Work to complete. Repeat only what lies from the line with "Write a web" to the line with "<pos-app></pos-app>", those two lines included, exactly as it stands; omit any images.

Task data.
================================

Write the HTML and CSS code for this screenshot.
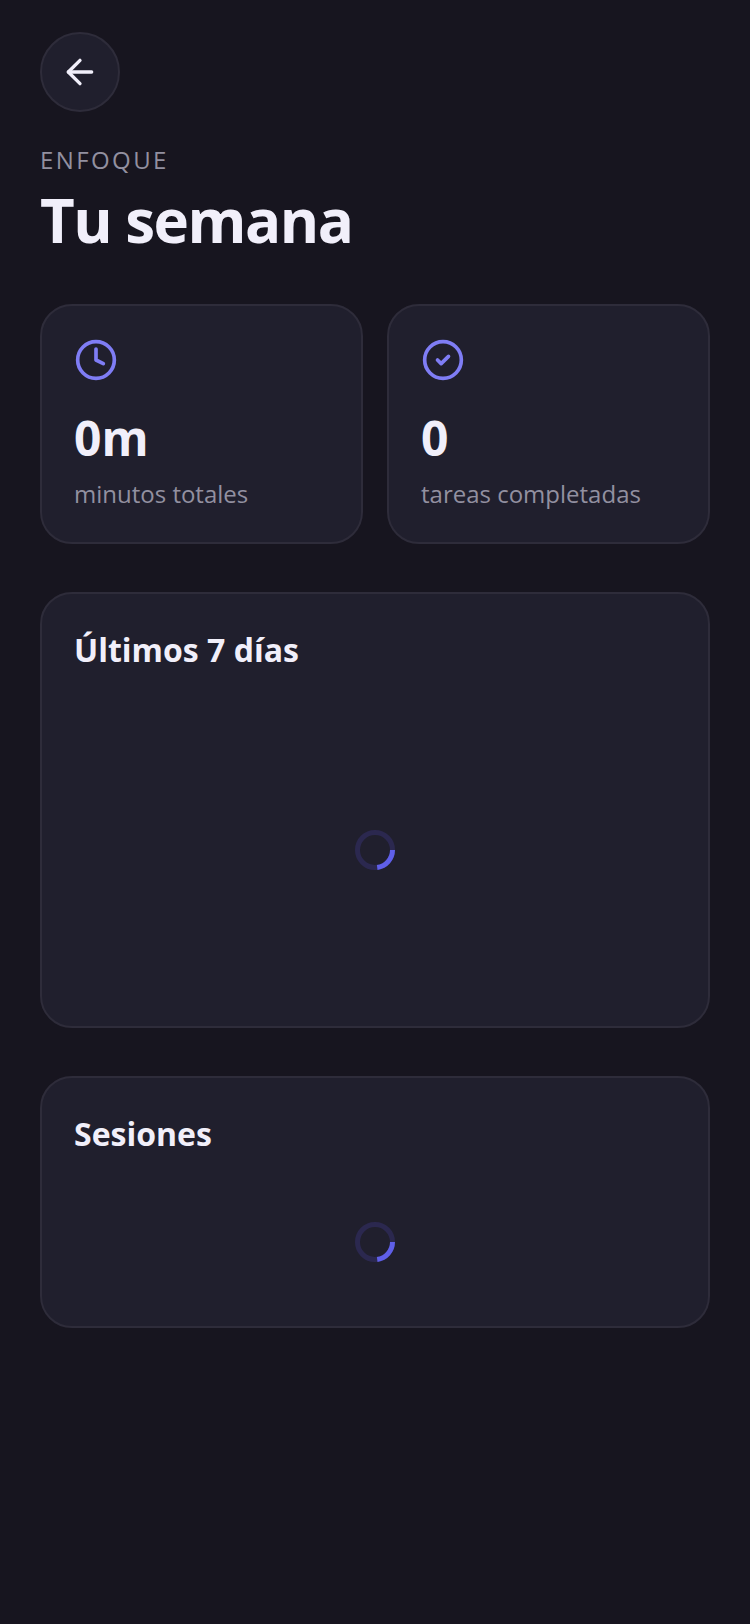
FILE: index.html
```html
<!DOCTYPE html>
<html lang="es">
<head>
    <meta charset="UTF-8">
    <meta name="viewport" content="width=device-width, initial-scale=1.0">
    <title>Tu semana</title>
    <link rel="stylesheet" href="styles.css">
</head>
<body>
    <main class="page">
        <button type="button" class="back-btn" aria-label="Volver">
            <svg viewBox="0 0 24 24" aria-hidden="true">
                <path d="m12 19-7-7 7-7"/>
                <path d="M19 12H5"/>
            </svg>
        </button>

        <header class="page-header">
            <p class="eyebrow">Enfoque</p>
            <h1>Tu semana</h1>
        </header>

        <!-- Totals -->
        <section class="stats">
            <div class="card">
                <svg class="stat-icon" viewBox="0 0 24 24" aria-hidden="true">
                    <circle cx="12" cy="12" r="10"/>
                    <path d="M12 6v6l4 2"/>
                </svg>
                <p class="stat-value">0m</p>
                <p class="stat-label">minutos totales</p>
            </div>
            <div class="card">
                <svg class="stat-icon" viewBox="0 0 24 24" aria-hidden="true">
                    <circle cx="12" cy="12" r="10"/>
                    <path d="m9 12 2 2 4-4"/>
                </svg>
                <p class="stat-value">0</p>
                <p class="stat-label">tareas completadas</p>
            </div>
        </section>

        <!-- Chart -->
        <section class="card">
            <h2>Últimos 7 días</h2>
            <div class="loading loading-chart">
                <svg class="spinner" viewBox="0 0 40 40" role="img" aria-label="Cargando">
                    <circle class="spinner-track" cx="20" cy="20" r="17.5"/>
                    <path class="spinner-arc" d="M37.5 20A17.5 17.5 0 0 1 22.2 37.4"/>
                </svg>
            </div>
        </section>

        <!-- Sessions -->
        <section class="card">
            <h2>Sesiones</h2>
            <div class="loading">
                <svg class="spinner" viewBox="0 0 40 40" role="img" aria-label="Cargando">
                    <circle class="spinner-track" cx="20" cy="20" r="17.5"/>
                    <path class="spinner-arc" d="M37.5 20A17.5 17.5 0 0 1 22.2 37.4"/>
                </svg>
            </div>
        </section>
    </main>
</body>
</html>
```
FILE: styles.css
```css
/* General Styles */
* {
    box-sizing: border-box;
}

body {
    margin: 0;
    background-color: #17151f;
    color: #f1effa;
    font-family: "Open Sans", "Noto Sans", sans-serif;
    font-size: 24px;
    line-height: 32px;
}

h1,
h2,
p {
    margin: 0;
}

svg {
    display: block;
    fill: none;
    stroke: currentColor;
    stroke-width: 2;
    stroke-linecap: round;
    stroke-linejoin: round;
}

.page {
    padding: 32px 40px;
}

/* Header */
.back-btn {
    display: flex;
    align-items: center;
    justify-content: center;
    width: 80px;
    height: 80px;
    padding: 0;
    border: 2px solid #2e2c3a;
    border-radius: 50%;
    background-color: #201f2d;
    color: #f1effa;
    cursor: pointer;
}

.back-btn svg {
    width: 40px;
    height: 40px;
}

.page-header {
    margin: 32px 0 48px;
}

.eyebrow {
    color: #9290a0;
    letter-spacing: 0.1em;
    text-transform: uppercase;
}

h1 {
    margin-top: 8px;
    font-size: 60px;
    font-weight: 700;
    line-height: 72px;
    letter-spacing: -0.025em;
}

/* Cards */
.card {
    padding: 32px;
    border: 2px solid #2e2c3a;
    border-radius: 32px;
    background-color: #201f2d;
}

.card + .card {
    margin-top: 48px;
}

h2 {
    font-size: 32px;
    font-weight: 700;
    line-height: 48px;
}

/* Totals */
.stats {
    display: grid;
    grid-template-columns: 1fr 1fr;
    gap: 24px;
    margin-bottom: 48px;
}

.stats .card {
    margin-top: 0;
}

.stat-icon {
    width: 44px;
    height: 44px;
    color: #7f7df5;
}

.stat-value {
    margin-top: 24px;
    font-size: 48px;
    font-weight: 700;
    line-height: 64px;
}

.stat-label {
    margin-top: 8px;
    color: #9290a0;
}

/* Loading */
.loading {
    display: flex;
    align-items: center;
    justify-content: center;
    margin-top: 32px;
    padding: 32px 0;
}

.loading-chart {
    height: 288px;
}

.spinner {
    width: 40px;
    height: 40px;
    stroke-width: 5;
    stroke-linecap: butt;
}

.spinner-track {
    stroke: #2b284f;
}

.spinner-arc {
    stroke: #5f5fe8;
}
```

================================

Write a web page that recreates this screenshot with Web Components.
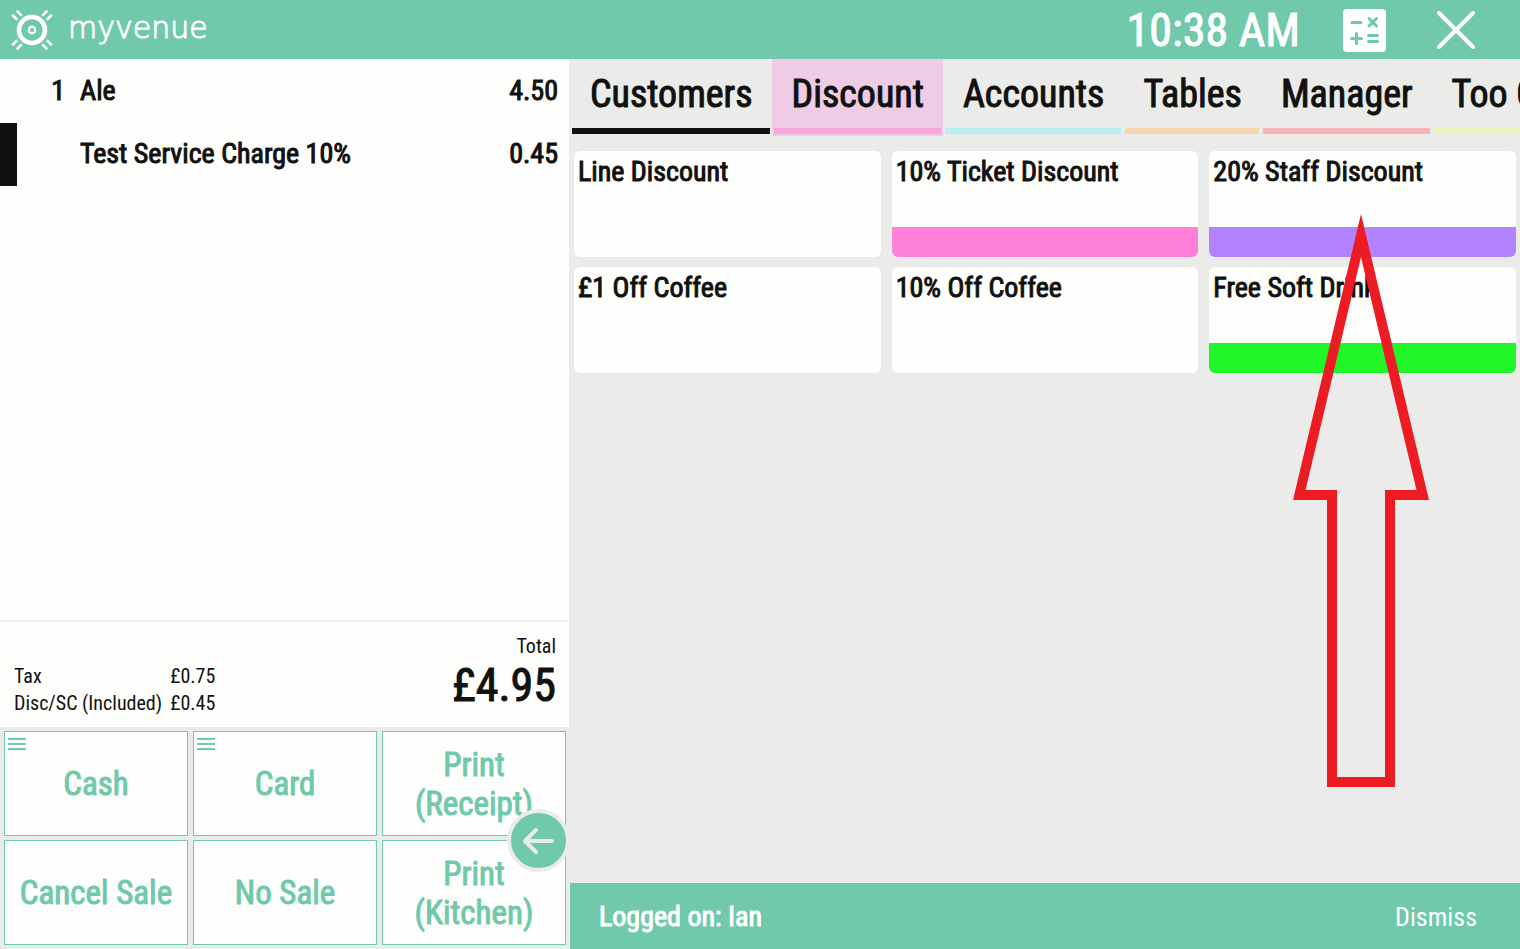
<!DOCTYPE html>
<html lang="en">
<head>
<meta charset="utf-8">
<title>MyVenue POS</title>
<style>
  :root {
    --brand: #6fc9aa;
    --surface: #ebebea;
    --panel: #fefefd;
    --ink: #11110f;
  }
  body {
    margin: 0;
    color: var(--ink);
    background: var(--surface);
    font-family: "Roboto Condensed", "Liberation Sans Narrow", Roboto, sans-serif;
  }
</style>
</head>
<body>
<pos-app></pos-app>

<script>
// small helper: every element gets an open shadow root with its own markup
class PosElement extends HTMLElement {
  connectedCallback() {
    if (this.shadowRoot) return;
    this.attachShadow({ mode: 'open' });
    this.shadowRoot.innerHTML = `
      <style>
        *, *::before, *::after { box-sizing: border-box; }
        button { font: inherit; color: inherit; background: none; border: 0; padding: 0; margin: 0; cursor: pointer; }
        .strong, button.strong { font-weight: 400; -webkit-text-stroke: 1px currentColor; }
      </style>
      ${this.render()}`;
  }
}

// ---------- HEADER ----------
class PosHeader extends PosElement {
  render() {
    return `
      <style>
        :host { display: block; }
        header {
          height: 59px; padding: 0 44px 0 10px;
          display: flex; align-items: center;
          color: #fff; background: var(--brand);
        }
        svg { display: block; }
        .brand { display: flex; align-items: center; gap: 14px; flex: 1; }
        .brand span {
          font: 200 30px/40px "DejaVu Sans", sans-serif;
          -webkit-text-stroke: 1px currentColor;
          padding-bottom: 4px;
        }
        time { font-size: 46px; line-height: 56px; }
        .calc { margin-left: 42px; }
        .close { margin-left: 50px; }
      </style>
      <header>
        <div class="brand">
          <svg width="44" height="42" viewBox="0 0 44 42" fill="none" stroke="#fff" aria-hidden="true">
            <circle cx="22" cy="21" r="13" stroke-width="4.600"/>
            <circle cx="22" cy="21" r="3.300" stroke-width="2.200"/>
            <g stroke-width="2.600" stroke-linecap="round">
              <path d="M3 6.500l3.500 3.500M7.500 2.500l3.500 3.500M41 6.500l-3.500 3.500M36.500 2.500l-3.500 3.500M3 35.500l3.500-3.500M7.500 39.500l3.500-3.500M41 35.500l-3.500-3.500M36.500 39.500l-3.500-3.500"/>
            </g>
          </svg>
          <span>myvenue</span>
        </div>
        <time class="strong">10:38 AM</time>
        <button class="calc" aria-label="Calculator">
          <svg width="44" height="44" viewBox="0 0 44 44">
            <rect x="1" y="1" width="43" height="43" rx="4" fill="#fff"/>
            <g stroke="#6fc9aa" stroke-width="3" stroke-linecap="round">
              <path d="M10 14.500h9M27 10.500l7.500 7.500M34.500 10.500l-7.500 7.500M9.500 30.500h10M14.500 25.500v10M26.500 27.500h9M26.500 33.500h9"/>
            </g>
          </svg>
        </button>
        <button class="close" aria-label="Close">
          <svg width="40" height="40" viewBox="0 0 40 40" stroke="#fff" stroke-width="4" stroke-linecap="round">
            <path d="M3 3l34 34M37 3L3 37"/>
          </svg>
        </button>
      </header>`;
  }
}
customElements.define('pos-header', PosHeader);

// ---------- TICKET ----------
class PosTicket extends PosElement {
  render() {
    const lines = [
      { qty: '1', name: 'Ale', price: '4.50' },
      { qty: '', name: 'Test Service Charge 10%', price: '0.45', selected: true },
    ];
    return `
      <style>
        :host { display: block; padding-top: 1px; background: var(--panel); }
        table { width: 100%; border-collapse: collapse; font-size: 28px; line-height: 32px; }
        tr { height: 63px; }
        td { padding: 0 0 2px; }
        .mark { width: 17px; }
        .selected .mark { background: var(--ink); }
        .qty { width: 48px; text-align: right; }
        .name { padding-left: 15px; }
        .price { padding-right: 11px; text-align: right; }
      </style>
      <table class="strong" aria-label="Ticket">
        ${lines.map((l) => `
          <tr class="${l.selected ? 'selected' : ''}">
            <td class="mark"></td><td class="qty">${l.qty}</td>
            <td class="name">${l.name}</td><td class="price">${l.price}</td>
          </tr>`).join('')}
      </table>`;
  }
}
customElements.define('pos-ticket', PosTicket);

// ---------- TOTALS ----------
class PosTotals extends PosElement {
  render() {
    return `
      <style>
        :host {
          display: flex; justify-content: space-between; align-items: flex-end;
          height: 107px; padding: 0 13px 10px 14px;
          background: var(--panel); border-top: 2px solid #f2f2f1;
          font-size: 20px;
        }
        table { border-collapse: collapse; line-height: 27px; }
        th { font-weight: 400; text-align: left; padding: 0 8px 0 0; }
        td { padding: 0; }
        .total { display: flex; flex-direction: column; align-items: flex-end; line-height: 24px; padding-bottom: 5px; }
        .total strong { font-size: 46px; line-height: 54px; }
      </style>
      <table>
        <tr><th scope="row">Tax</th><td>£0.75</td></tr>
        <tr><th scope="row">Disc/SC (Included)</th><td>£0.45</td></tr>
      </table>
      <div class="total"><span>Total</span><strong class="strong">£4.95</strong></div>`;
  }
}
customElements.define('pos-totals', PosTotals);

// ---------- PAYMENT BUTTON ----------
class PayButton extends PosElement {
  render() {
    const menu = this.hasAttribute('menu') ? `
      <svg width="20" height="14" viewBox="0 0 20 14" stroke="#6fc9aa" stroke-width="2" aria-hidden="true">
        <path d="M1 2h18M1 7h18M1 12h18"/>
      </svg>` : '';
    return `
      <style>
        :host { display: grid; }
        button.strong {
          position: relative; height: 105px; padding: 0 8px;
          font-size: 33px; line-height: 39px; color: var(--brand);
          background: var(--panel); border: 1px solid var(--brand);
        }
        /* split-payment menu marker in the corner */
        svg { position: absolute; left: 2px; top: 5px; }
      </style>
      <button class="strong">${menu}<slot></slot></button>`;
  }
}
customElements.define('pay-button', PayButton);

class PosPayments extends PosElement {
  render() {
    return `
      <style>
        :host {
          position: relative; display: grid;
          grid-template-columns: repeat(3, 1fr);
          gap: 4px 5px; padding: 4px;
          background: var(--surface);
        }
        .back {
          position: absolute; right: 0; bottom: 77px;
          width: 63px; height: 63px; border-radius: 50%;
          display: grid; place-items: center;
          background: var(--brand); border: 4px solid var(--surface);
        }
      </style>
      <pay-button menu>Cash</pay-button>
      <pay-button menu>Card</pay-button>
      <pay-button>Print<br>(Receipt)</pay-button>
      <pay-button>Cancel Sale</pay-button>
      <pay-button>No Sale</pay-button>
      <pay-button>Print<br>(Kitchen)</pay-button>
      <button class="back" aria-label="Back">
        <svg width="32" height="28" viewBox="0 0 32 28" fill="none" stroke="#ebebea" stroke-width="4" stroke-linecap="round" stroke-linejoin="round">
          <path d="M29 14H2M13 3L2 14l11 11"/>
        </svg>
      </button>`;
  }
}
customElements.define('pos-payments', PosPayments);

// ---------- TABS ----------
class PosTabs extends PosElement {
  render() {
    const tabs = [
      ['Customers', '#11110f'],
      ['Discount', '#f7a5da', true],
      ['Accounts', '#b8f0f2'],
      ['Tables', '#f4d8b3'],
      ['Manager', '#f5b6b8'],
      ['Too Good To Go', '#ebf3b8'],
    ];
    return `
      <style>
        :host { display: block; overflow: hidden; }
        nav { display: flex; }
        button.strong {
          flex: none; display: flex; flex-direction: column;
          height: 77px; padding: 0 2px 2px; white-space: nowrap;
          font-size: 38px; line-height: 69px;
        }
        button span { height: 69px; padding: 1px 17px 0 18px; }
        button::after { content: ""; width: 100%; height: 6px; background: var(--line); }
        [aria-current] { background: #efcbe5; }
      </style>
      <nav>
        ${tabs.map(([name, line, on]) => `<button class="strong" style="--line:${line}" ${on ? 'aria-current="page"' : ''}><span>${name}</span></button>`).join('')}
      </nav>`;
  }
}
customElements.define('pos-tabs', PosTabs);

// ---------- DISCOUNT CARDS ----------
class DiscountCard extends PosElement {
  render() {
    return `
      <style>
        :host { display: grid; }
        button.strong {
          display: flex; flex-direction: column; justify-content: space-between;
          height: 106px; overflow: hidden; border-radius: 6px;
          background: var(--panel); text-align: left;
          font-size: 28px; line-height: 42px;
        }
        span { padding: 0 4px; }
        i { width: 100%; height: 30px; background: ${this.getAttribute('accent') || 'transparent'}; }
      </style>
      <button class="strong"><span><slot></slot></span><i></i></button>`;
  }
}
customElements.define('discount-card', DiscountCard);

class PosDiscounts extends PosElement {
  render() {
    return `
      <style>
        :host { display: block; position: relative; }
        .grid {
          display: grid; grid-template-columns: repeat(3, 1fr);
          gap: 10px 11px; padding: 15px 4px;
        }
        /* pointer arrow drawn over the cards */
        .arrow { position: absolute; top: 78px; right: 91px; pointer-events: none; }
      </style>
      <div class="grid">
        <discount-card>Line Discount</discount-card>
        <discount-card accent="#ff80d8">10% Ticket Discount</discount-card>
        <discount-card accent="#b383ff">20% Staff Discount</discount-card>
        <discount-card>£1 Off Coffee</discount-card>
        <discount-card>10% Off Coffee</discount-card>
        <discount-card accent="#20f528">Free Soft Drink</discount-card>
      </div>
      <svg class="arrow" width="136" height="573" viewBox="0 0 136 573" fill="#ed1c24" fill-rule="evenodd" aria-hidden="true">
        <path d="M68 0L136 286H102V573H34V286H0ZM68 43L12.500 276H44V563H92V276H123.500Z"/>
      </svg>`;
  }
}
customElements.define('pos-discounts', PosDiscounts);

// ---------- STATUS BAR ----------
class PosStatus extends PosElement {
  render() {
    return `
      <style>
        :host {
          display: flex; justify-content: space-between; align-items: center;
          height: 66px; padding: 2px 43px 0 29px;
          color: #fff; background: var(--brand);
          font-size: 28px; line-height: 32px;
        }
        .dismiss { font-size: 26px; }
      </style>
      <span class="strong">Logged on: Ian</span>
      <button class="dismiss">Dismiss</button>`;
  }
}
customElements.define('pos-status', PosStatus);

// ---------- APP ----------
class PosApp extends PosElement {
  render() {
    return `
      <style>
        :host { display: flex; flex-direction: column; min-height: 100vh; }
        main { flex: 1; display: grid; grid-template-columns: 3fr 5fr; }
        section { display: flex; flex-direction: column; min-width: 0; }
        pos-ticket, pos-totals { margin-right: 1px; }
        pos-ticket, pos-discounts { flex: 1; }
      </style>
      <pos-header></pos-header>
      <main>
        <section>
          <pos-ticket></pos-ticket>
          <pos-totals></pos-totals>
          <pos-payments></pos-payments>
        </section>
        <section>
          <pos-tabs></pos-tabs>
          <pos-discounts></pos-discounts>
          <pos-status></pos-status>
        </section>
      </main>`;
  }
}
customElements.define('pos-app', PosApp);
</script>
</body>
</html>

================================

Final answer.
Write a web page that recreates this screenshot with Web Components.
<!DOCTYPE html>
<html lang="en">
<head>
<meta charset="utf-8">
<title>MyVenue POS</title>
<style>
  :root {
    --brand: #6fc9aa;
    --surface: #ebebea;
    --panel: #fefefd;
    --ink: #11110f;
  }
  body {
    margin: 0;
    color: var(--ink);
    background: var(--surface);
    font-family: "Roboto Condensed", "Liberation Sans Narrow", Roboto, sans-serif;
  }
</style>
</head>
<body>
<pos-app></pos-app>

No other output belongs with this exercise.